Give every line of the material again, exactly as written.
☆ ☆ ☆
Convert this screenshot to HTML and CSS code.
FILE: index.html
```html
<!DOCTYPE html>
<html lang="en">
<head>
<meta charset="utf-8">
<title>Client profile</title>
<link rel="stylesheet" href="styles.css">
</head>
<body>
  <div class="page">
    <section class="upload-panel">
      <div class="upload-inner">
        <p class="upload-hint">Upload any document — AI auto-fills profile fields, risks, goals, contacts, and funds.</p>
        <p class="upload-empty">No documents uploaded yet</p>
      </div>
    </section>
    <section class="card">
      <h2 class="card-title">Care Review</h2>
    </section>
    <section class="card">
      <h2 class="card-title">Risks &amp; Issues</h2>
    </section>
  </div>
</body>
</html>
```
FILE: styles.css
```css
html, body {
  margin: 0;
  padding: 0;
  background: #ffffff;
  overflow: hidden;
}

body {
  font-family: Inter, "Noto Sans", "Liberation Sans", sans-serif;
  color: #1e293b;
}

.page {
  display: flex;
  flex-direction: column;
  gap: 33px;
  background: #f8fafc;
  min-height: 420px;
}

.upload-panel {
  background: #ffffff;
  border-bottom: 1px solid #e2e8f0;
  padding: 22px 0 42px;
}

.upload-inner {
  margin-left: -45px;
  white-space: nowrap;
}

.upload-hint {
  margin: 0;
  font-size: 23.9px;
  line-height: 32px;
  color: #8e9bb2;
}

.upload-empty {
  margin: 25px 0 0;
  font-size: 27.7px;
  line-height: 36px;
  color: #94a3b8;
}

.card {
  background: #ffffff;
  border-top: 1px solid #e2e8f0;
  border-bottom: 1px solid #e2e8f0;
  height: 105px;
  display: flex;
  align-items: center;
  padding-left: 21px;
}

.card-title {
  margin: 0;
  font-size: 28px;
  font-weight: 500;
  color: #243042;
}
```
☆ ☆ ☆
RESPONSE BELOW –
Convert this screenshot to HTML and CSS code.
FILE: index.html
```html
<!DOCTYPE html>
<html lang="en">
<head>
<meta charset="utf-8">
<title>Client profile</title>
<link rel="stylesheet" href="styles.css">
</head>
<body>
  <div class="page">
    <section class="upload-panel">
      <div class="upload-inner">
        <p class="upload-hint">Upload any document — AI auto-fills profile fields, risks, goals, contacts, and funds.</p>
        <p class="upload-empty">No documents uploaded yet</p>
      </div>
    </section>
    <section class="card">
      <h2 class="card-title">Care Review</h2>
    </section>
    <section class="card">
      <h2 class="card-title">Risks &amp; Issues</h2>
    </section>
  </div>
</body>
</html>
```
FILE: styles.css
```css
html, body {
  margin: 0;
  padding: 0;
  background: #ffffff;
  overflow: hidden;
}

body {
  font-family: Inter, "Noto Sans", "Liberation Sans", sans-serif;
  color: #1e293b;
}

.page {
  display: flex;
  flex-direction: column;
  gap: 33px;
  background: #f8fafc;
  min-height: 420px;
}

.upload-panel {
  background: #ffffff;
  border-bottom: 1px solid #e2e8f0;
  padding: 22px 0 42px;
}

.upload-inner {
  margin-left: -45px;
  white-space: nowrap;
}

.upload-hint {
  margin: 0;
  font-size: 23.9px;
  line-height: 32px;
  color: #8e9bb2;
}

.upload-empty {
  margin: 25px 0 0;
  font-size: 27.7px;
  line-height: 36px;
  color: #94a3b8;
}

.card {
  background: #ffffff;
  border-top: 1px solid #e2e8f0;
  border-bottom: 1px solid #e2e8f0;
  height: 105px;
  display: flex;
  align-items: center;
  padding-left: 21px;
}

.card-title {
  margin: 0;
  font-size: 28px;
  font-weight: 500;
  color: #243042;
}
```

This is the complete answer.